Das neue Album ist textlich schwächer
„Go Go Juice”, eine gut gelaunte Country-Nummer über betrunkene Anrufe bei Verflossenen, erinnert in ihrer Albernheit an „Nonsense“, einen der ersten richtigen Hits für Carpenter. „Do you me still love?“ und „Should we hooks up?”, lallt-singt sie in der Bridge.
Insgesamt aber ist „Man’s Best Friend“ textlich deutlich schwächer, vor allem, weil vielen Songs die Spezifität fehlt, die das Vorgängeralbum ausmachte, etwa wenn Carpenter in „Dumb and Poetic“ einen Ex-Lover komplett auseinandernahm, der ständig meditierte, Selbsthilfebücher las und zu Leonard-Cohen-Lyrics masturbierte.
Um Männer, die sich schlecht benehmen, geht es natürlich auch in „Man’s Best Friend“, das Album sei eine „Party für Herzschmerz, eine Feier der Enttäuschung“, wie Carpenter auf Instagram schrieb. Doch das Ganze klingt vager, allgemeiner.
Die Tränen laufen an den Oberschenkeln hinunter
Anderenorts werden Motive des Vorgängeralbums wieder aufgewärmt, wie etwa, dass Carpenter ihren Ex-Freunden keineswegs das Beste zum Abschied wünscht. Auch die ständigen Sex-Innuendos haben sich etwas abgenutzt: In „Tears“ laufen Carpenter die Tränen statt an den Wangen an den Oberschenkeln hinunter.
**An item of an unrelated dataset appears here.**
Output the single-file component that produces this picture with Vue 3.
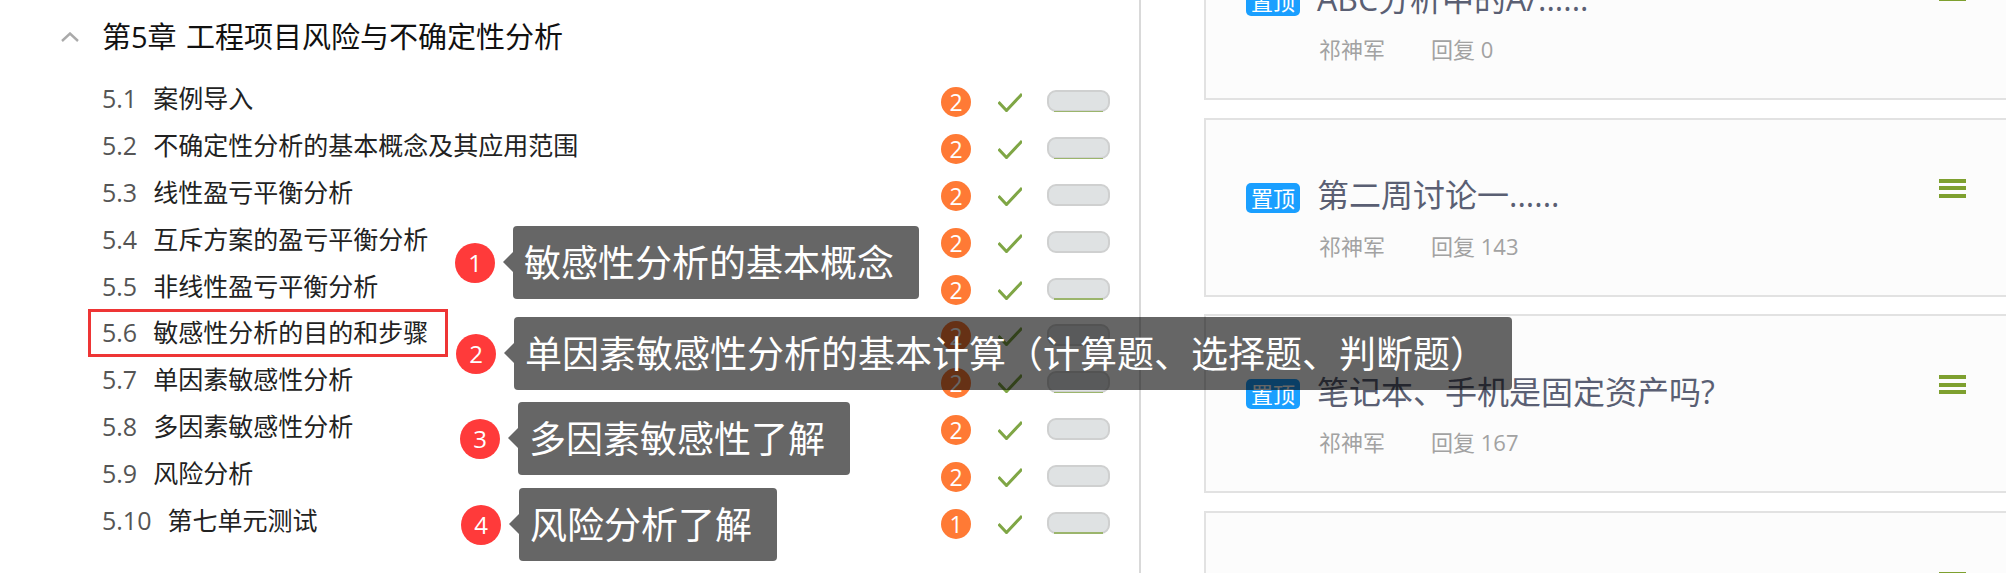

Wirklich schlecht ist hier nichts, „Man’s Best Friend“ ist ein solide produziertes Pop-Album mit Melodien, die ins Ohr gehen, und Sabrina Carpenters unendlicher Charme kann ohnehin vieles verkaufen. Das nächste Mal dann hoffentlich ein etwas ausgeklügelteres Projekt.